Rows from a dataset of pages and code:

__________

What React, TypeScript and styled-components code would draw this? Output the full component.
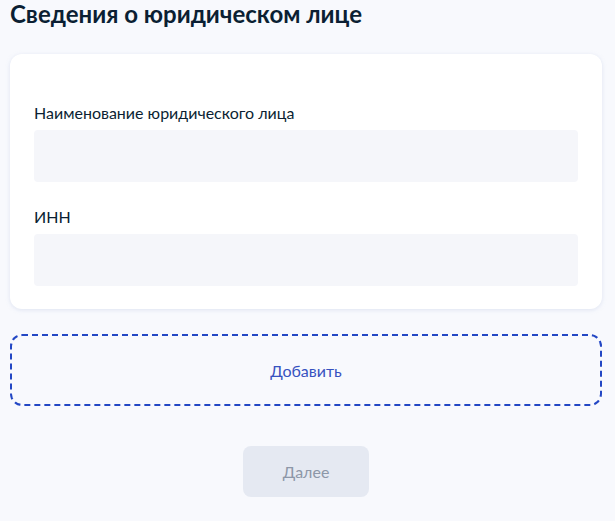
import React from 'react';
import styled, { createGlobalStyle } from 'styled-components';

const GlobalStyle = createGlobalStyle`
  html, body {
    margin: 0;
    padding: 0;
    background: #f8f9fd;
    font-family: Lato, "Open Sans", sans-serif;
    color: #0b1f33;
  }
`;

const Page = styled.div`
  width: 592px;
  padding: 0 13px 0 10px;
  display: flex;
  flex-direction: column;
`;

const Title = styled.h1`
  margin: 0;
  font-size: 24px;
  line-height: 28px;
  font-weight: 700;
  color: #0b1f33;
`;

const Card = styled.div`
  margin-top: 26px;
  background: #ffffff;
  border-radius: 12px;
  box-shadow: 0 1px 4px rgba(176, 190, 220, 0.35);
  padding: 49px 24px 23px;
  display: flex;
  flex-direction: column;
  gap: 25px;
`;

const Field = styled.div`
  display: flex;
  flex-direction: column;
`;

const Label = styled.label`
  font-size: 16px;
  line-height: 20px;
  color: #0b1f33;
  margin-bottom: 7px;
`;

const Input = styled.input`
  height: 52px;
  box-sizing: border-box;
  border: none;
  border-radius: 4px;
  background: #f5f6fa;
  padding: 0 16px;
  font-family: inherit;
  font-size: 16px;
  outline: none;
`;

const AddBox = styled.button`
  margin-top: 25px;
  height: 72px;
  border: 2px dashed #2347c4;
  border-radius: 12px;
  background: transparent;
  font-family: inherit;
  font-size: 16px;
  color: #3752c0;
  cursor: pointer;
`;

const Footer = styled.div`
  display: flex;
  justify-content: center;
  margin-top: 40px;
`;

const NextButton = styled.button`
  width: 126px;
  height: 51px;
  border: none;
  border-radius: 8px;
  background: #e5e9f2;
  color: #8d97a8;
  font-family: inherit;
  font-size: 16px;
`;

const App: React.FC = () => {
  return (
    <>
      <GlobalStyle />
      <Page>
        <Title>Сведения о юридическом лице</Title>
        <Card>
          <Field>
            <Label>Наименование юридического лица</Label>
            <Input />
          </Field>
          <Field>
            <Label>ИНН</Label>
            <Input />
          </Field>
        </Card>
        <AddBox>Добавить</AddBox>
        <Footer>
          <NextButton disabled>Далее</NextButton>
        </Footer>
      </Page>
    </>
  );
};

export default App;
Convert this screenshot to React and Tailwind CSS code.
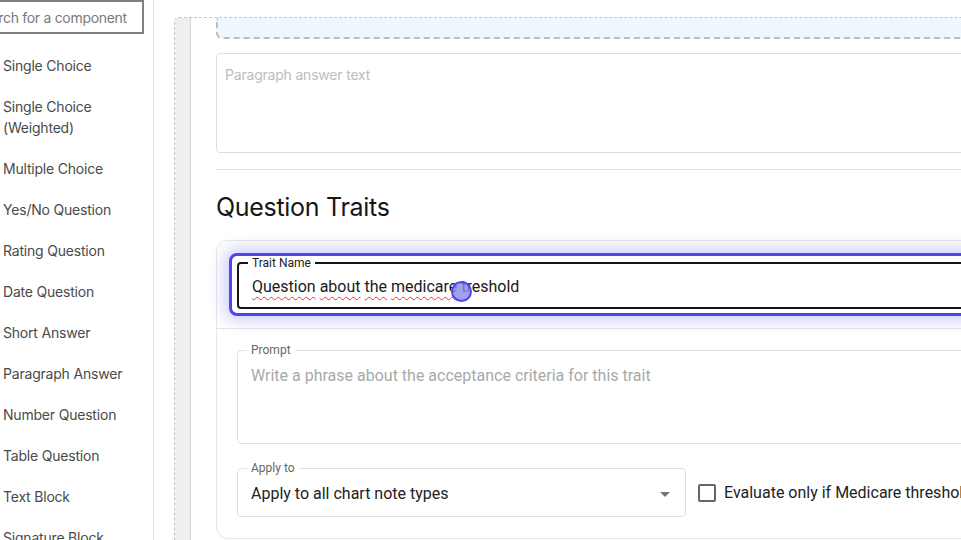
import React from 'react';

const components = [
  'Single Choice',
  'Single Choice (Weighted)',
  'Multiple Choice',
  'Yes/No Question',
  'Rating Question',
  'Date Question',
  'Short Answer',
  'Paragraph Answer',
  'Number Question',
  'Table Question',
  'Text Block',
  'Signature Block',
];

const sans = "font-['Inter','Noto_Sans',sans-serif]";
const roboto = "font-['Roboto','Liberation_Sans',sans-serif]";

const Squiggle = ({ children }) => (
  <span className="underline decoration-wavy decoration-[#e53935] decoration-1 underline-offset-[4px]">{children}</span>
);

const Sidebar = () => (
  <aside className={`w-[154px] shrink-0 border-r border-[#dcdcdc] bg-white ${sans}`}>
    <div className="-ml-[40px] w-[184px] h-[34px] border-2 border-[#808080] flex items-center pl-[12px] text-[14px] text-[#7a7a7a] tracking-[-0.3px]">
      Search for a component
    </div>
    <ul className="mt-[11px] w-[135px]">
      {components.map((c) => (
        <li key={c} className="pl-[3px] py-[10px] text-[14px] leading-[21px] text-[#4a4a4a] tracking-[-0.2px]">
          {c}
        </li>
      ))}
    </ul>
  </aside>
);

const TraitCard = () => (
  <div className="mt-[17px] rounded-xl border border-[#e6e6e6] bg-white">
    {/* Trait name, focused */}
    <div className="p-[12px] border-b border-[#e6e6e6]">
      <div className="relative rounded-[8px] border-[3px] border-[#4f46e5] px-[5px] pb-[4px] shadow-[0_0_16px_4px_rgba(99,102,241,0.35)] bg-white">
        <fieldset className={`rounded-[4px] border-2 border-[#161616] px-[9px] ${roboto}`}>
          <legend className="px-[4px] text-[12px] leading-[14px] text-[#222]">Trait Name</legend>
          <div className="mt-[5px] pb-[8px] pl-[4px] text-[16px] leading-6 text-[#1a1a1a] whitespace-nowrap">
            <Squiggle>Question</Squiggle> <Squiggle>about</Squiggle> <Squiggle>the</Squiggle> <Squiggle>medicare</Squiggle> treshold
          </div>
        </fieldset>
        {/* click indicator */}
        <span className="absolute left-[219px] top-[25px] w-[21px] h-[21px] rounded-full border-2 border-[#5046e5] bg-[#8b87e6]/80" />
      </div>
    </div>

    <div className={`pl-[20px] pt-[14px] pb-[21px] ${roboto}`}>
      <fieldset className="rounded-[4px] border border-[#e0e0e0] px-[9px]">
        <legend className="px-[4px] text-[12px] leading-[14px] text-[#666]">Prompt</legend>
        <div className="h-[86px] pt-[7px] pl-[4px] text-[16px] leading-6 text-[#a9a9a9] whitespace-nowrap">
          Write a phrase about the acceptance criteria for this trait
        </div>
      </fieldset>

      <div className="mt-[17px] flex items-center">
        <fieldset className="w-[449px] shrink-0 rounded-[4px] border border-[#e0e0e0] px-[9px]">
          <legend className="px-[4px] text-[12px] leading-[14px] text-[#666]">Apply to</legend>
          <div className="flex items-center justify-between pt-[7px] pb-[10px] pl-[4px]">
            <span className="text-[16px] leading-6 text-[#222]">Apply to all chart note types</span>
            <svg viewBox="0 0 24 24" className="w-6 h-6 -mr-[1px] fill-[#757575]">
              <path d="M7 10l5 5 5-5z" />
            </svg>
          </div>
        </fieldset>
        <label className="mt-[7px] ml-[12px] flex items-center gap-[8px] whitespace-nowrap">
          <span className="w-[18px] h-[18px] rounded-[2px] border-2 border-[#666]" />
          <span className="text-[16px] leading-6 text-[#222]">Evaluate only if Medicare threshold is reached</span>
        </label>
      </div>
    </div>
  </div>
);

export default function App() {
  return (
    <div className="flex w-[961px] h-[540px] overflow-hidden bg-white">
      <Sidebar />
      <main className="flex-1 min-w-0 overflow-hidden pl-[20px] pt-[17px]">
        <div className="flex h-full rounded-tl-[5px] border-l border-t border-dashed border-[#c4c4c4] overflow-hidden">
          <div className="w-[16px] shrink-0 bg-[#efefef] border-r border-[#d4d4d4]" />
          <div className={`w-[820px] shrink-0 pl-[25px] ${sans}`}>
            <div className="h-[21px] rounded-b-[6px] border-2 border-t-0 border-dashed border-[#bdbdbd] bg-[#eef6fe]" />
            <div className="mt-[14px] h-[100px] rounded-[4px] border border-[#dedede] pl-[8px] pt-[11px] text-[14px] leading-5 text-[#bdbdbd] tracking-[-0.2px]">
              Paragraph answer text
            </div>
            <div className="mt-[16px] border-t border-[#e3e3e3]" />
            <h2 className="mt-[21px] text-[25px] leading-8 text-[#161616] tracking-[-0.3px]">Question Traits</h2>
            <TraitCard />
          </div>
        </div>
      </main>
    </div>
  );
}
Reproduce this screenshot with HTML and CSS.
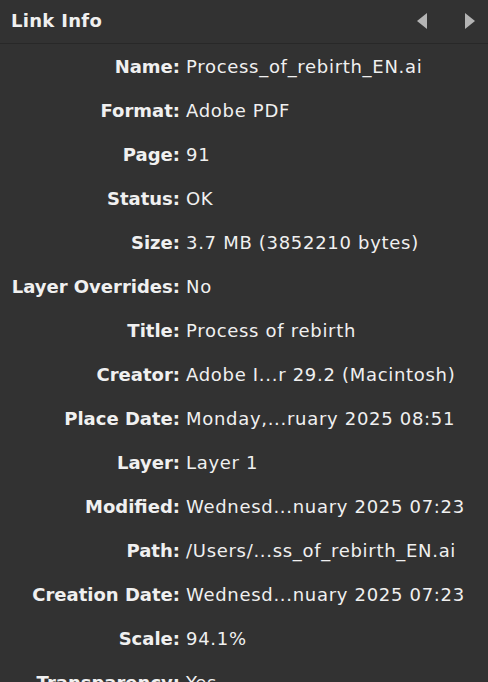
FILE: index.html
```html
<!DOCTYPE html>
<html lang="en">
<head>
    <meta charset="UTF-8">
    <title>Link Info</title>
    <link rel="stylesheet" href="styles.css">
</head>
<body>
    <header class="panel-header">
        <h1>Link Info</h1>
        <div class="nav-arrows">
            <svg width="10" height="16" viewBox="0 0 10 16"><polygon points="10,0 10,16 0,8" fill="#b4b4b4"/></svg>
            <svg width="10" height="16" viewBox="0 0 10 16"><polygon points="0,0 0,16 10,8" fill="#b4b4b4"/></svg>
        </div>
    </header>

    <main class="info-list">
        <div class="info-row"><span class="label">Name:</span><span class="value">Process_of_rebirth_EN.ai</span></div>
        <div class="info-row"><span class="label">Format:</span><span class="value">Adobe PDF</span></div>
        <div class="info-row"><span class="label">Page:</span><span class="value">91</span></div>
        <div class="info-row"><span class="label">Status:</span><span class="value">OK</span></div>
        <div class="info-row"><span class="label">Size:</span><span class="value">3.7 MB (3852210 bytes)</span></div>
        <div class="info-row"><span class="label">Layer Overrides:</span><span class="value">No</span></div>
        <div class="info-row"><span class="label">Title:</span><span class="value">Process of rebirth</span></div>
        <div class="info-row"><span class="label">Creator:</span><span class="value">Adobe I...r 29.2 (Macintosh)</span></div>
        <div class="info-row"><span class="label">Place Date:</span><span class="value">Monday,...ruary 2025 08:51</span></div>
        <div class="info-row"><span class="label">Layer:</span><span class="value">Layer 1</span></div>
        <div class="info-row"><span class="label">Modified:</span><span class="value">Wednesd...nuary 2025 07:23</span></div>
        <div class="info-row"><span class="label">Path:</span><span class="value">/Users/...ss_of_rebirth_EN.ai</span></div>
        <div class="info-row"><span class="label">Creation Date:</span><span class="value">Wednesd...nuary 2025 07:23</span></div>
        <div class="info-row"><span class="label">Scale:</span><span class="value">94.1%</span></div>
        <div class="info-row"><span class="label">Transparency:</span><span class="value">Yes</span></div>
    </main>
</body>
</html>
```

FILE: styles.css
```css
* {
    margin: 0;
    padding: 0;
    box-sizing: border-box;
}

body {
    font-family: 'DejaVu Sans', sans-serif;
    background-color: #323232;
    color: #f0f0f0;
    overflow: hidden;
}

.panel-header {
    height: 44px;
    display: flex;
    align-items: center;
    justify-content: space-between;
    padding: 0 13px 2px 11px;
    border-bottom: 1px solid #282828;
}

.panel-header h1 {
    font-size: 18px;
    font-weight: bold;
    letter-spacing: 0.3px;
}

.nav-arrows {
    display: flex;
    gap: 38px;
}

.info-list {
    display: flex;
    flex-direction: column;
}

.info-row {
    display: grid;
    grid-template-columns: 180px 1fr;
    column-gap: 6px;
    height: 44px;
    align-items: center;
    font-size: 18px;
}

.label {
    text-align: right;
    font-weight: bold;
}

.value {
    white-space: nowrap;
    letter-spacing: 0.7px;
}
```
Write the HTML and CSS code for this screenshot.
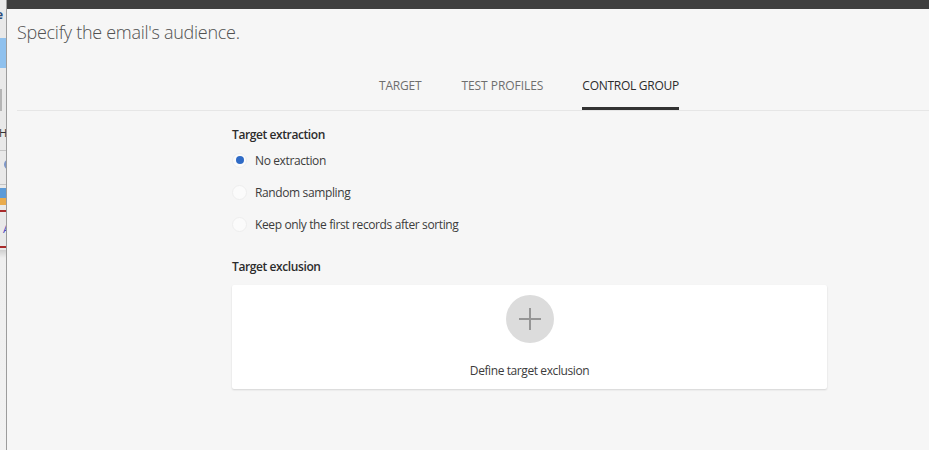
FILE: index.html
```html
<!DOCTYPE html>
<html lang="en">
<head>
<meta charset="utf-8">
<title>Specify the email's audience</title>
<link rel="stylesheet" href="styles.css">
</head>
<body>
<div class="page">
  <aside class="behind">
    <span class="b-glyph b-e">e</span>
    <div class="b-blue"></div>
    <div class="b-field"></div>
    <span class="b-glyph b-h">H</span>
    <div class="b-line b-l1"></div>
    <span class="b-dot"></span>
    <div class="b-line b-l2"></div>
    <div class="b-icon"></div>
    <div class="b-red b-r1"></div>
    <span class="b-glyph b-a">A</span>
    <div class="b-red b-r2"></div>
    <div class="b-lower"></div>
  </aside>
  <main class="dialog">
    <div class="topbar"></div>
    <header class="head">
      <h1 class="title">Specify the email's audience.</h1>
      <nav class="tabs">
        <a class="tab">TARGET</a>
        <a class="tab tab-wide">TEST PROFILES</a>
        <a class="tab active">CONTROL GROUP</a>
      </nav>
    </header>
    <section class="content">
      <h2 class="label">Target extraction</h2>
      <div class="radios">
        <label class="radio"><span class="dot on"></span>No extraction</label>
        <label class="radio"><span class="dot"></span>Random sampling</label>
        <label class="radio"><span class="dot"></span>Keep only the first records after sorting</label>
      </div>
      <h2 class="label second">Target exclusion</h2>
      <div class="card">
        <span class="plus">
          <svg width="24" height="24" viewBox="0 0 24 24"><path d="M12 1v22M1 12h22" stroke="#959595" stroke-width="2" fill="none"/></svg>
        </span>
        <span class="card-text">Define target exclusion</span>
      </div>
    </section>
  </main>
</div>
</body>
</html>
```
FILE: styles.css
```css
* { box-sizing: border-box; }
html, body { margin: 0; height: 100%; }
body { font-family: "Open Sans", "Noto Sans", sans-serif; color: #2c2c2c; background: #f6f6f6; overflow: hidden; }
.page { display: flex; height: 450px; width: 929px; }

.behind { position: relative; flex: 0 0 7px; background: #e9e9e9; overflow: hidden; border-right: 1px solid #9c9c9c; }
.b-glyph { position: absolute; font-size: 12px; line-height: 14px; color: #333; }
.b-e { left: -4px; top: 8px; color: #2a4a7a; font-weight: 700; }
.b-blue { position: absolute; left: 0; right: 0; top: 38px; height: 30px; background: #8fc1ee; }
.b-field { position: absolute; left: 0; width: 2px; top: 89px; height: 22px; background: #b5b5b5; }
.b-h { left: -1px; top: 126px; font-size: 11px; }
.b-line { position: absolute; left: 0; right: 0; height: 1px; background: #c4c4c4; }
.b-l1 { top: 150px; }
.b-l2 { top: 184px; }
.b-dot { position: absolute; left: 4px; top: 160px; width: 8px; height: 9px; border-radius: 50%; background: #7d96c8; }
.b-icon { position: absolute; left: 0; top: 188px; width: 6px; height: 17px; background: linear-gradient(#5c9bd8 60%, #e9ab4c 60%); }
.b-red { position: absolute; left: 0; right: 0; height: 2px; background: #a82a2a; }
.b-r1 { top: 210px; }
.b-r2 { top: 246px; }
.b-a { left: 3px; top: 222px; color: #4a4ac0; font-size: 11px; }
.b-lower { position: absolute; left: 0; right: 0; top: 250px; bottom: 0; background: linear-gradient(#cfcfcf, #efefef 8px, #f2f2f2); }

.dialog { flex: 1; min-width: 0; background: #f6f6f6; }
.topbar { height: 9px; background: #3f3f3f; }
.head { margin-left: 10px; height: 102px; border-bottom: 1px solid #e6e6e6; display: flex; flex-direction: column; }
.title { margin: 11px 0 0; font-size: 18px; line-height: 24px; font-weight: 300; color: #505050; letter-spacing: -0.28px; }
.tabs { display: flex; gap: 39px; margin: 34px 0 0 362px; }
.tab { font-size: 12px; line-height: 16px; height: 32px; color: #6e6e6e; border-bottom: 3px solid transparent; letter-spacing: -0.2px; }
.tab-wide { letter-spacing: -0.05px; margin-left: 1px; }
.tab.active { color: #2c2c2c; border-bottom-color: #323232; letter-spacing: -0.27px; }

.content { width: 595px; margin-left: 225px; display: flex; flex-direction: column; }
.label { margin: 15px 0 0; font-size: 12px; line-height: 17px; font-weight: 600; color: #2c2c2c; letter-spacing: -0.4px; }
.label.second { margin-top: 24px; }
.radios { display: flex; flex-direction: column; gap: 12px; margin-top: 7px; }
.radio { display: flex; align-items: center; gap: 8px; height: 20px; font-size: 12px; color: #3c3c3c; letter-spacing: -0.38px; }
.dot { width: 15px; height: 15px; border-radius: 50%; background: #fbfbfb; border: 1px solid #eeeeee; display: flex; align-items: center; justify-content: center; }
.dot.on::after { content: ""; width: 8px; height: 8px; border-radius: 50%; background: #2f6bc6; }
.card { margin-top: 10px; height: 104px; background: #fff; border-radius: 2px; box-shadow: 0 1px 2px rgba(0,0,0,.14); display: flex; flex-direction: column; align-items: center; }
.plus { margin-top: 10px; width: 48px; height: 48px; border-radius: 50%; background: #dcdcdc; display: flex; align-items: center; justify-content: center; }
.card-text { margin-top: 19px; font-size: 12px; line-height: 18px; color: #3c3c3c; letter-spacing: -0.41px; }
```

__________

* **PROBLEM**
Using the listing above, pull out all lines that hold the word "screenshot".

* **THE RESPONSE**
Convert this screenshot to React and Tailwind CSS code.
Reproduce this screenshot with HTML and CSS.
Write the HTML and CSS code for this screenshot.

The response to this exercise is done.